Problem to work on: Return the material word for word. Do not include the pictures.

>> Begin

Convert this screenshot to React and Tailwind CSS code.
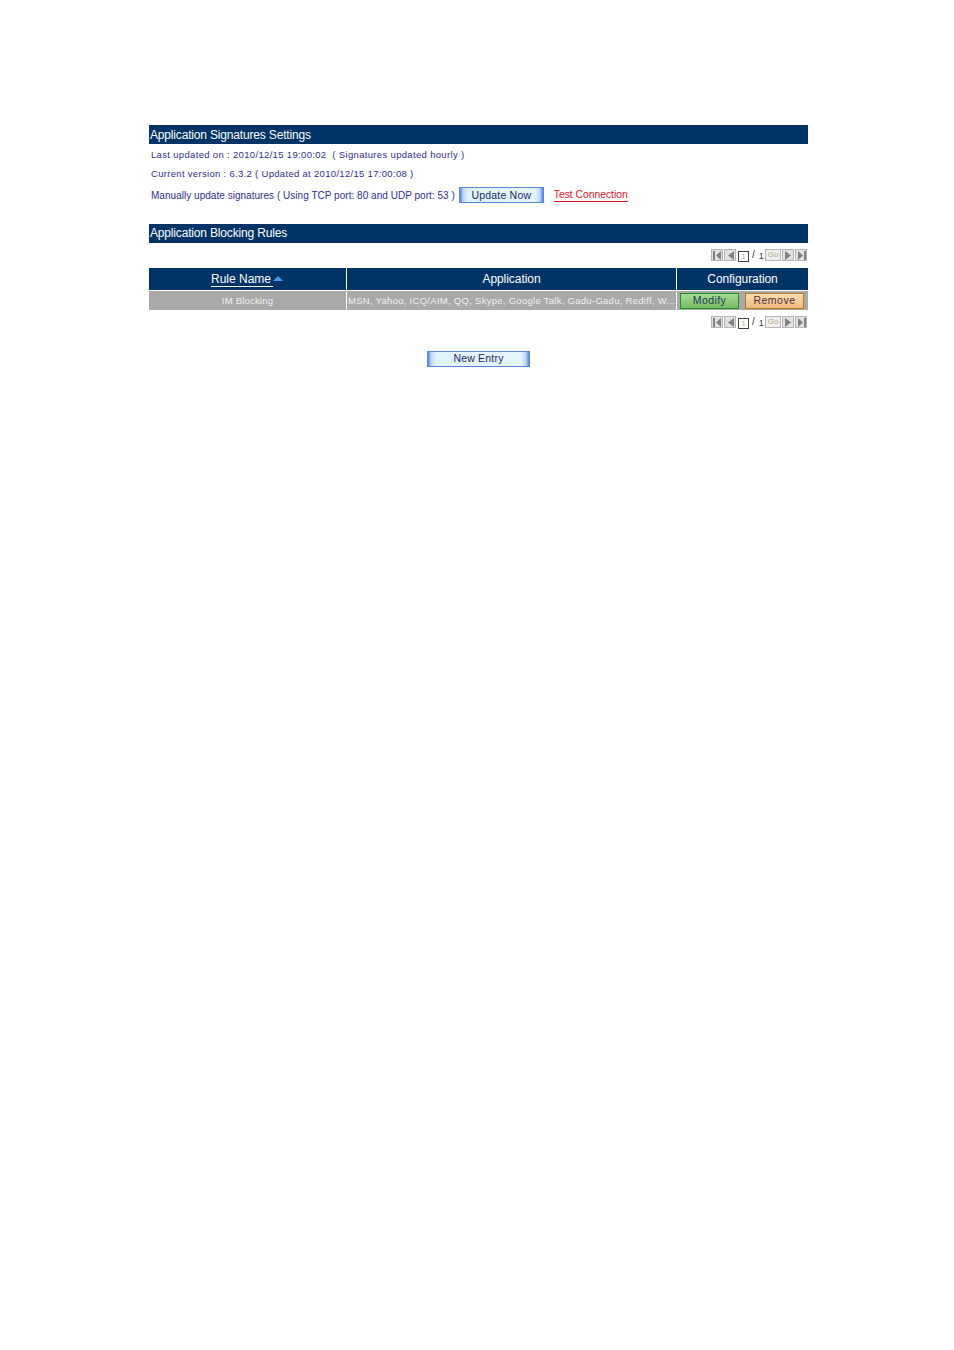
import React from 'react';

const font = "font-['Liberation_Sans',Arial,sans-serif]";

const PagerButton = ({ flip, bar, className }) => (
    <span className={`w-3 h-3 bg-[#e2e2e2] border border-[#b5b5b5] flex items-center justify-center ${className || ''}`}>
        <svg width="9" height="9" viewBox="0 0 9 9" className={flip ? 'rotate-180' : ''}>
            {bar && <rect x="0" y="0" width="2" height="9" fill="#808080" />}
            <path d={bar ? 'M8 0V9L3 4.5Z' : 'M8 0V9L2 4.5Z'} fill="#808080" />
        </svg>
    </span>
);

const Pager = () => (
    <div className="flex justify-end items-center h-3 pr-px">
        <PagerButton bar />
        <PagerButton className="ml-px" />
        <span className="ml-[2px] w-[11px] h-[11px] mt-[2px] border border-[#444] text-[8px] leading-[10px] text-center text-[#c9b48a]">1</span>
        <span className="w-4 flex shrink-0">
            <span className="ml-[3px] text-[10px] leading-3 text-[#2a2a80]">/</span>
            <span className="ml-[4px] text-[9px] leading-3 mt-px text-[#333]">1</span>
        </span>
        <span className="w-[16px] h-3 bg-[#eee] border border-[#b5b5b5] text-[8px] leading-[10px] text-center text-[#bba98a]">Go</span>
        <PagerButton flip className="ml-px" />
        <PagerButton flip bar className="ml-px" />
    </div>
);

const GlossyButton = ({ label, className }) => (
    <button className={`h-4 bg-[linear-gradient(90deg,#4f7fd6_0,#6f9ce6_2px,#b9d6fb_4px,#dff3ff_9px,#e6f6ff_calc(100%-9px),#b9d6fb_calc(100%-4px),#6f9ce6_calc(100%-2px),#4f7fd6_100%)] border-y border-[#5b86d8] text-[#1a2a5e] text-[10.5px] leading-[13px] tracking-[0.2px] ${className}`}>
        {label}
    </button>
);

const App = () => {
    return (
        <div className={`bg-white min-h-[1350px] pt-[125px] pl-[149px] ${font}`}>
            <div className="w-[659px]">
                <h2 className="h-[19px] bg-[#003366] text-white text-xs tracking-[-0.17px] leading-[20px] pl-px">Application Signatures Settings</h2>
                <p className="mt-[5px] pl-[2px] text-[9.5px] leading-3 tracking-[0.33px] text-[#2f2f8f]">
                    Last updated on : 2010/12/15 19:00:02 &nbsp;( Signatures updated hourly )
                </p>
                <p className="mt-[7px] pl-[2px] text-[9.5px] leading-3 tracking-[0.31px] text-[#2f2f8f]">
                    Current version : 6.3.2 ( Updated at 2010/12/15 17:00:08 )
                </p>
                <div className="mt-[7px] pl-[2px] flex items-center h-4">
                    <span className="mt-px text-[10px] leading-4 tracking-[0.03px] text-[#2f2f8f]">Manually update signatures ( Using TCP port: 80 and UDP port: 53 )</span>
                    <GlossyButton label="Update Now" className="ml-[4px] w-[85px]" />
                    <a className="ml-[10px] mt-px text-[10.3px] leading-3 text-[#e8101c] border-b border-[#e8101c]">Test Connection</a>
                </div>

                <h2 className="mt-[21px] h-[19px] bg-[#003366] text-white text-xs tracking-[-0.17px] leading-[19px] pl-px">Application Blocking Rules</h2>
                <div className="mt-[6px]"><Pager /></div>

                <div className="mt-[7px] grid grid-cols-[197px_329px_131px] gap-x-px gap-y-px">
                    <div className="h-[22px] bg-[#003366] text-white text-xs leading-[22px] flex justify-center items-center pr-[1px]">
                        <span className="border-b border-white leading-[14px] pr-[2px]">Rule Name</span>
                        <svg width="10" height="5" viewBox="0 0 10 5" className="mb-[1px]"><path d="M0 5L5 0L10 5Z" fill="#3d9bf0" /></svg>
                    </div>
                    <div className="h-[22px] bg-[#003366] text-white text-xs tracking-[-0.05px] leading-[22px] text-center">Application</div>
                    <div className="h-[22px] bg-[#003366] text-white text-xs tracking-[-0.08px] leading-[22px] text-center">Configuration</div>

                    <div className="h-[19px] bg-[#a9a9a9] text-[#f0f0f0] text-[9.5px] leading-[19px] tracking-[0.2px] text-center">IM Blocking</div>
                    <div className="h-[19px] bg-[#a9a9a9] text-[#f0f0f0] text-[9.5px] leading-[19px] tracking-[0.28px] pl-px whitespace-nowrap overflow-hidden">MSN, Yahoo, ICQ/AIM, QQ, Skype, Google Talk, Gadu-Gadu, Rediff, W...</div>
                    <div className="h-[19px] bg-[#a9a9a9] flex items-center pl-[3px] gap-[6px]">
                        <button className="w-[59px] h-4 pb-px bg-gradient-to-b from-[#a8dc90] to-[#74bc64] border border-[#1f8f2f] text-[#1c3a5e] text-[10.5px] leading-[13px] tracking-[0.4px]">Modify</button>
                        <button className="w-[59px] h-4 pb-px bg-gradient-to-b from-[#fbdcb0] to-[#eeb877] border border-[#b97a28] text-[#4a2f3e] text-[10.5px] leading-[13px] tracking-[0.5px]">Remove</button>
                    </div>
                </div>

                <div className="mt-[6px]"><Pager /></div>

                <div className="mt-[23px] flex pl-[278px]">
                    <GlossyButton label="New Entry" className="w-[103px] pb-px" />
                </div>
            </div>
        </div>
    );
};

export default App;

>> End

Solution to the exercise:
Convert this screenshot to React and Tailwind CSS code.
import React from 'react';

const font = "font-['Liberation_Sans',Arial,sans-serif]";

const PagerButton = ({ flip, bar, className }) => (
    <span className={`w-3 h-3 bg-[#e2e2e2] border border-[#b5b5b5] flex items-center justify-center ${className || ''}`}>
        <svg width="9" height="9" viewBox="0 0 9 9" className={flip ? 'rotate-180' : ''}>
            {bar && <rect x="0" y="0" width="2" height="9" fill="#808080" />}
            <path d={bar ? 'M8 0V9L3 4.5Z' : 'M8 0V9L2 4.5Z'} fill="#808080" />
        </svg>
    </span>
);

const Pager = () => (
    <div className="flex justify-end items-center h-3 pr-px">
        <PagerButton bar />
        <PagerButton className="ml-px" />
        <span className="ml-[2px] w-[11px] h-[11px] mt-[2px] border border-[#444] text-[8px] leading-[10px] text-center text-[#c9b48a]">1</span>
        <span className="w-4 flex shrink-0">
            <span className="ml-[3px] text-[10px] leading-3 text-[#2a2a80]">/</span>
            <span className="ml-[4px] text-[9px] leading-3 mt-px text-[#333]">1</span>
        </span>
        <span className="w-[16px] h-3 bg-[#eee] border border-[#b5b5b5] text-[8px] leading-[10px] text-center text-[#bba98a]">Go</span>
        <PagerButton flip className="ml-px" />
        <PagerButton flip bar className="ml-px" />
    </div>
);

const GlossyButton = ({ label, className }) => (
    <button className={`h-4 bg-[linear-gradient(90deg,#4f7fd6_0,#6f9ce6_2px,#b9d6fb_4px,#dff3ff_9px,#e6f6ff_calc(100%-9px),#b9d6fb_calc(100%-4px),#6f9ce6_calc(100%-2px),#4f7fd6_100%)] border-y border-[#5b86d8] text-[#1a2a5e] text-[10.5px] leading-[13px] tracking-[0.2px] ${className}`}>
        {label}
    </button>
);

const App = () => {
    return (
        <div className={`bg-white min-h-[1350px] pt-[125px] pl-[149px] ${font}`}>
            <div className="w-[659px]">
                <h2 className="h-[19px] bg-[#003366] text-white text-xs tracking-[-0.17px] leading-[20px] pl-px">Application Signatures Settings</h2>
                <p className="mt-[5px] pl-[2px] text-[9.5px] leading-3 tracking-[0.33px] text-[#2f2f8f]">
                    Last updated on : 2010/12/15 19:00:02 &nbsp;( Signatures updated hourly )
                </p>
                <p className="mt-[7px] pl-[2px] text-[9.5px] leading-3 tracking-[0.31px] text-[#2f2f8f]">
                    Current version : 6.3.2 ( Updated at 2010/12/15 17:00:08 )
                </p>
                <div className="mt-[7px] pl-[2px] flex items-center h-4">
                    <span className="mt-px text-[10px] leading-4 tracking-[0.03px] text-[#2f2f8f]">Manually update signatures ( Using TCP port: 80 and UDP port: 53 )</span>
                    <GlossyButton label="Update Now" className="ml-[4px] w-[85px]" />
                    <a className="ml-[10px] mt-px text-[10.3px] leading-3 text-[#e8101c] border-b border-[#e8101c]">Test Connection</a>
                </div>

                <h2 className="mt-[21px] h-[19px] bg-[#003366] text-white text-xs tracking-[-0.17px] leading-[19px] pl-px">Application Blocking Rules</h2>
                <div className="mt-[6px]"><Pager /></div>

                <div className="mt-[7px] grid grid-cols-[197px_329px_131px] gap-x-px gap-y-px">
                    <div className="h-[22px] bg-[#003366] text-white text-xs leading-[22px] flex justify-center items-center pr-[1px]">
                        <span className="border-b border-white leading-[14px] pr-[2px]">Rule Name</span>
                        <svg width="10" height="5" viewBox="0 0 10 5" className="mb-[1px]"><path d="M0 5L5 0L10 5Z" fill="#3d9bf0" /></svg>
                    </div>
                    <div className="h-[22px] bg-[#003366] text-white text-xs tracking-[-0.05px] leading-[22px] text-center">Application</div>
                    <div className="h-[22px] bg-[#003366] text-white text-xs tracking-[-0.08px] leading-[22px] text-center">Configuration</div>

                    <div className="h-[19px] bg-[#a9a9a9] text-[#f0f0f0] text-[9.5px] leading-[19px] tracking-[0.2px] text-center">IM Blocking</div>
                    <div className="h-[19px] bg-[#a9a9a9] text-[#f0f0f0] text-[9.5px] leading-[19px] tracking-[0.28px] pl-px whitespace-nowrap overflow-hidden">MSN, Yahoo, ICQ/AIM, QQ, Skype, Google Talk, Gadu-Gadu, Rediff, W...</div>
                    <div className="h-[19px] bg-[#a9a9a9] flex items-center pl-[3px] gap-[6px]">
                        <button className="w-[59px] h-4 pb-px bg-gradient-to-b from-[#a8dc90] to-[#74bc64] border border-[#1f8f2f] text-[#1c3a5e] text-[10.5px] leading-[13px] tracking-[0.4px]">Modify</button>
                        <button className="w-[59px] h-4 pb-px bg-gradient-to-b from-[#fbdcb0] to-[#eeb877] border border-[#b97a28] text-[#4a2f3e] text-[10.5px] leading-[13px] tracking-[0.5px]">Remove</button>
                    </div>
                </div>

                <div className="mt-[6px]"><Pager /></div>

                <div className="mt-[23px] flex pl-[278px]">
                    <GlossyButton label="New Entry" className="w-[103px] pb-px" />
                </div>
            </div>
        </div>
    );
};

export default App;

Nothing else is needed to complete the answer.